Frei Betto pergunta a Fidel sobre os conflitos entre a Revolução e a Igreja, ao que o segundo respondeu que “o que houve foram conflitos de classe”, pois “a classe rica monopolizava as Igrejas e procurou instrumentalizá-las, induzindo bispos, padres e fieis a posições contrarrevolucionárias” (CASTRO, 1985, p. 162).
Neste contexto, Frei Betto questiona se, após a Revolução, igrejas foram fechadas ou se sacerdotes foram expulsos. A resposta de Fidel foi: “Não, nunca uma só igreja foi fechada no país. Em determinado momento, houve, sim, casos de forte enfrentamento político e, por causa da atitude militantemente política de certos padres, especialmente de origem espanhola, solicitamos que deixassem o país e suspendemos o visto de permanência aqui. Casos assim se deram. Contudo, autorizou-se que viessem outros sacerdotes para substituir os que saíram. Esta foi a única atitude que se precisou tomar. Depois, as relações se normalizaram” (CASTRO, 1985, p. 170).

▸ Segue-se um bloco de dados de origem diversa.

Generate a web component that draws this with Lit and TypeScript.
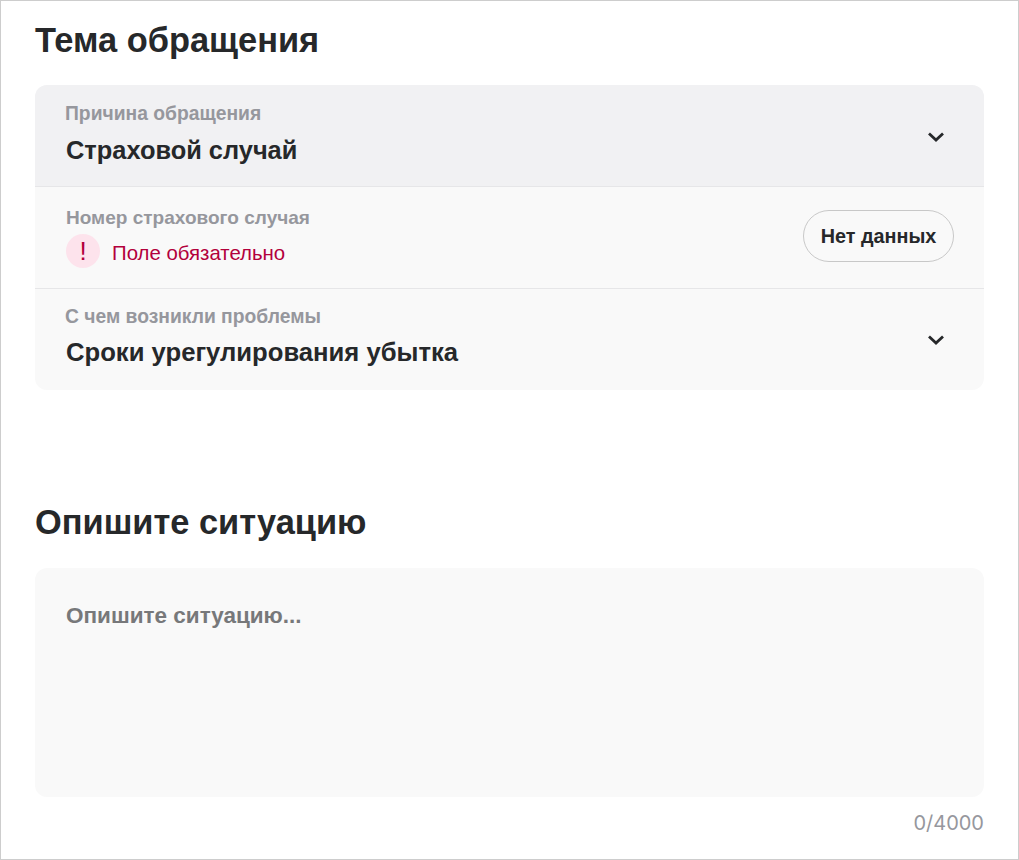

Mais adiante, Frei Betto pergunta se o amor é uma exigência revolucionária, e Fidel responde, entre outras coisas, que: “nossa sociedade é realmente fraterna. Quando libertamos o homem da opressão, da exploração, da escravidão em determinadas condições sociais, lhe garantimos não apenas liberdade, mas também a honra, a dignidade, a moral, em suma, sua condição de homem. Não posso falar de liberdade numa sociedade de classes, onde existem gritantes desigualdades e na qual sequer está assegurada a condição de verdadeira vida humana.

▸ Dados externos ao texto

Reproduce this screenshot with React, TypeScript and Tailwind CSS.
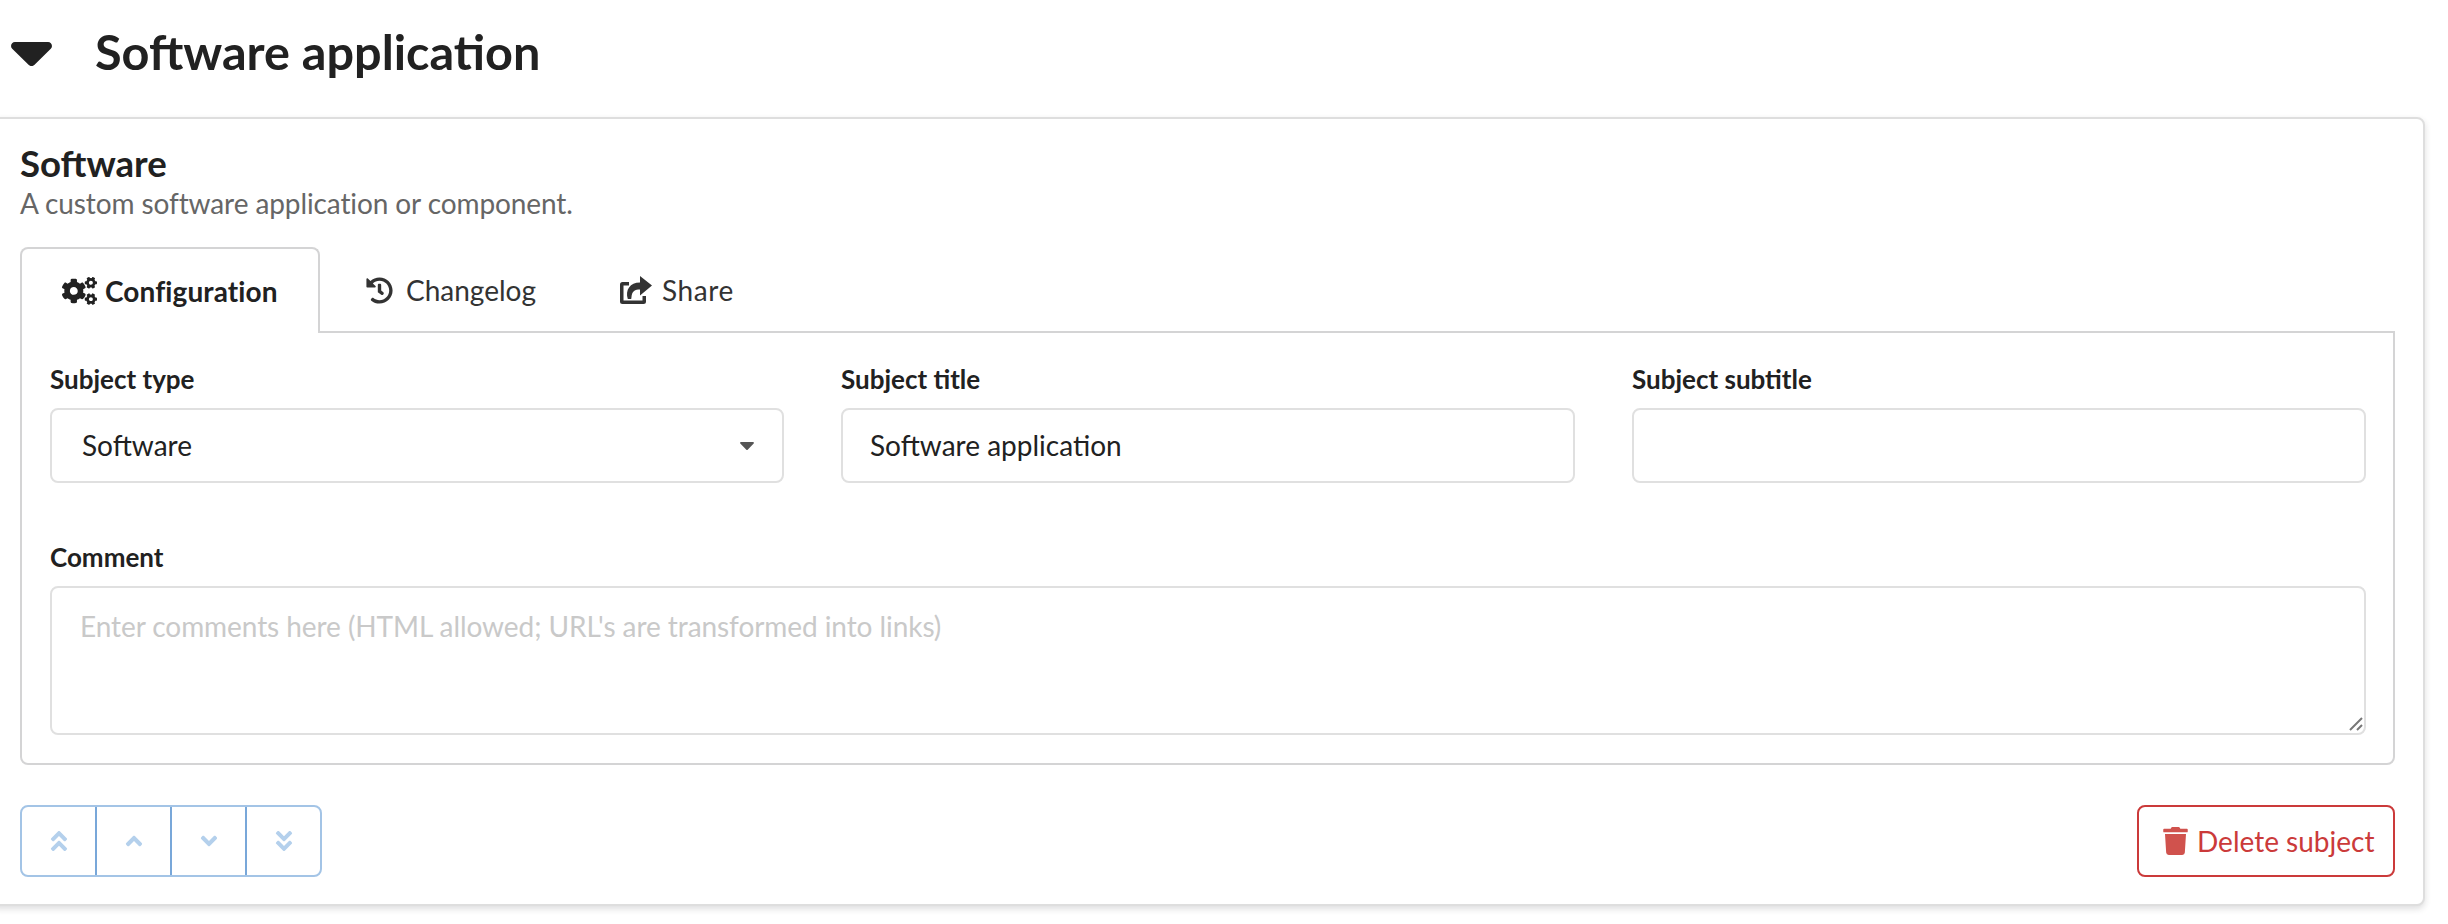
import { FaCaretDown, FaCogs, FaHistory, FaTrash, FaAngleDoubleUp, FaAngleUp, FaAngleDown, FaAngleDoubleDown } from "react-icons/fa";

const font = "font-['Lato',sans-serif]";

function Field({ label, children }: { label: string; children: React.ReactNode }) {
  return (
    <div className="w-[734px] flex flex-col">
      <label className="text-[26px] leading-[32px] font-bold text-[#212121] mb-[13px]">{label}</label>
      {children}
    </div>
  );
}

function MoveButton({ children, last }: { children: React.ReactNode; last?: boolean }) {
  return (
    <button className={`h-[68px] flex items-center justify-center text-[#b4d0ec] ${last ? "w-[73px]" : "w-[75px] border-r-2 border-r-[#78a7d9]"}`}>
      {children}
    </button>
  );
}

function ShareIcon() {
  return (
    <svg viewBox="0 0 32 28" className="w-[32px] h-[28px] ml-[1px] mr-[10px] shrink-0" fill="currentColor">
      <path d="M0 8.5A2.5 2.5 0 0 1 2.5 6H9v3.5H3.5v15h19V20H26v5.5a2.5 2.5 0 0 1-2.5 2.5h-21A2.5 2.5 0 0 1 0 25.5z" />
      <path d="M20 0l12 9.5L20 19.5v-6c-5 0-8 1.5-8.500 7.500l-.3 2H7.800C5 14 10 6.500 20 6.500z" />
    </svg>
  );
}

export default function App() {
  return (
    <div className={`${font} w-[2448px] h-[924px] bg-white overflow-hidden antialiased text-[#212121]`}>
      <div className="h-[117px] flex items-start pl-[11px] pt-[19px]">
        <svg viewBox="0 0 41 24" className="w-[41px] h-[24px] mt-[23px] shrink-0" fill="#212121">
          <path d="M4 0h33c3.500 0 5.300 4.200 2.800 6.800L23.300 23c-1.500 1.500-4 1.500-5.500 0L1.200 6.800C-1.300 4.200.5 0 4 0z" />
        </svg>
        <h2 className="ml-[43px] text-[48.6px] leading-[64px] font-bold text-[#212121]">Software application</h2>
      </div>
      <div className="-ml-[10px] w-[2435px] h-[789px] border-2 border-[#dedede] rounded-[8px] shadow-[0_3px_6px_0_rgba(34,36,38,0.15)] bg-white pl-[28px] pr-[28px] pt-[26px]">
        <div className="text-[36.6px] leading-[36px] font-bold text-[#212121]">Software</div>
        <div className="text-[28px] leading-[38px] tracking-[-0.1px] text-[#666666] mt-[3px]">A custom software application or component.</div>
        <div className="flex mt-[25px] h-[86px] relative z-10 text-[28px]">
          <div className="w-[300px] h-[86px] border-2 border-b-0 border-[#d4d4d5] rounded-t-[8px] bg-white flex items-center pl-[40px] font-bold tracking-[0.1px]">
            <FaCogs className="w-[35px] h-[28px] mr-[8px] shrink-0" />
            Configuration
          </div>
          <div className="flex items-center pl-[46px] pr-[42px] text-[#333333]">
            <FaHistory className="w-[27px] h-[27px] mr-[13px] shrink-0" />
            Changelog
          </div>
          <div className="flex items-center pl-[41px] text-[#333333] tracking-[0.6px]">
            <ShareIcon />
            Share
          </div>
        </div>
        <div className="-mt-[2px] h-[434px] border-2 border-[#d4d4d5] rounded-b-[8px] pl-[28px] pr-[27px] pt-[30px]">
          <div className="flex justify-between">
            <Field label="Subject type">
              <div className="h-[75px] border-2 border-[#e0e0e0] rounded-[8px] flex items-center justify-between pl-[30px] pr-[26px] pb-[2px] text-[28px] text-[#212121]">
                <span>Software</span>
                <FaCaretDown className="w-[18px] h-[24px] text-[#555555]" />
              </div>
            </Field>
            <Field label="Subject title">
              <input readOnly value="Software application" className="h-[75px] border-2 border-[#e0e0e0] rounded-[8px] pl-[27px] pr-[28px] pb-[1px] text-[28px] text-[#212121] outline-none" />
            </Field>
            <Field label="Subject subtitle">
              <input readOnly value="" className="h-[75px] border-2 border-[#e0e0e0] rounded-[8px] px-[28px] text-[28px] outline-none" />
            </Field>
          </div>
          <label className="block mt-[58px] text-[26px] leading-[32px] font-bold text-[#212121] mb-[13px]">Comment</label>
          <div className="relative">
            <textarea
              readOnly
              placeholder="Enter comments here (HTML allowed; URL's are transformed into links)"
              className="block w-full h-[149px] border-2 border-[#e0e0e0] rounded-[8px] px-[28px] pt-[20px] text-[28px] leading-[36px] tracking-[-0.07px] outline-none resize-none placeholder:text-[#c9c9c9]"
            />
            <svg viewBox="0 0 16 16" className="absolute right-[2px] bottom-[4px] w-[16px] h-[16px]" stroke="#777777" strokeWidth="2" fill="none">
              <path d="M2 15L14 3M9 15l5-5" />
            </svg>
          </div>
        </div>
        <div className="mt-[40px] flex justify-between items-start">
          <div className="flex h-[72px] border-2 border-[#a3c4e6] rounded-[8px] overflow-hidden">
            <MoveButton><FaAngleDoubleUp className="w-[22px] h-[26px]" /></MoveButton>
            <MoveButton><FaAngleUp className="w-[20px] h-[26px]" /></MoveButton>
            <MoveButton><FaAngleDown className="w-[20px] h-[26px]" /></MoveButton>
            <MoveButton last><FaAngleDoubleDown className="w-[22px] h-[26px]" /></MoveButton>
          </div>
          <button className="w-[258px] h-[72px] border-2 border-[#cb3a3a] rounded-[8px] flex items-center pl-[24px] text-[28px] text-[#cb3a3a]">
            <FaTrash className="w-[25px] h-[28px] mr-[9px] text-[#d0524d] shrink-0" />
            Delete subject
          </button>
        </div>
      </div>
    </div>
  );
}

Pergunte a um favelado em qualquer dos bairros miseráveis da América Latina, a um negro nos Estados Unidos ou a um pobre das sociedades capitalistas atuais. Estas são as minhas mais profundas convicções. Entendo que amor ao próximo é solidariedade” (CASTRO, 1985, p. 255). Quando perguntado sobre a imagem de “ditador cruel”, que defensores do capitalismo tentam imputar a ele, e se há democracia em Cuba, Fidel responde: “não tomo decisões unilaterais ou exclusivamente pessoais e não governo por decreto” (CASTRO, 1985, p. 262). Fidel afirma que, em Cuba, há uma “direção coletiva, onde discutimos, desde que se iniciou o nosso Movimento, todos os problemas fundamentais” (Idem). Não obstante, Fidel não nega que tem “autoridade e prestígio junto ao partido e ao povo, assim como muitos outros companheiros, que são ouvidos em nosso país” (Idem).
Sobre a “crueldade”, Fidel responde: “Cruel realmente é o sistema capitalista, responsável pela existência de tanta miséria, de tanta calamidade. Cruéis são o egoísmo e a exploração capitalista” (CASTRO, 1985, p. 263). Além disso, sobre o ponto decisivo para os verdadeiros defensores da democracia, Fidel é enfático: “Por consagrar nossas vidas aos interesses do povo, sempre contamos com o apoio decidido e a confiança da imensa maioria de nossos compatriotas. Não se pode dizer, desses governos ocidentais tão badalados, que contam com a maioria do povo” (CASTRO, 1985, p. 265).
Finalizando este texto, é importante o posicionamento de Fidel sobre a questão de se é possível ser religioso e marxista. Nas palavras de Fidel: “De um ponto de vista estritamente político - e penso que conheço algo de política -, considero que se pode ser marxista sem deixar de ser cristão e trabalhar unido ao comunista marxista para transformar o mundo. O importante é que, em ambos os casos, sejam sinceros revolucionários dispostos a erradicar a exploração do homem pelo homem e a lutar pela justa distribuição da riqueza social, pela igualdade, pela fraternidade e pela dignidade de todos os seres humanos, isto é, sejam portadores da consciência política, econômica e social mais avançada, ainda que se parta, no caso dos cristãos, de uma concepção religiosa”.
Referências:
BETTO, Frei. Fidel e a religião. São Paulo: Círculo do Livro, 1985.
CASTRO, Fidel. Entrevistas. In: BETTO, Frei. Fidel e a religião. São Paulo: Círculo do Livro, 1985.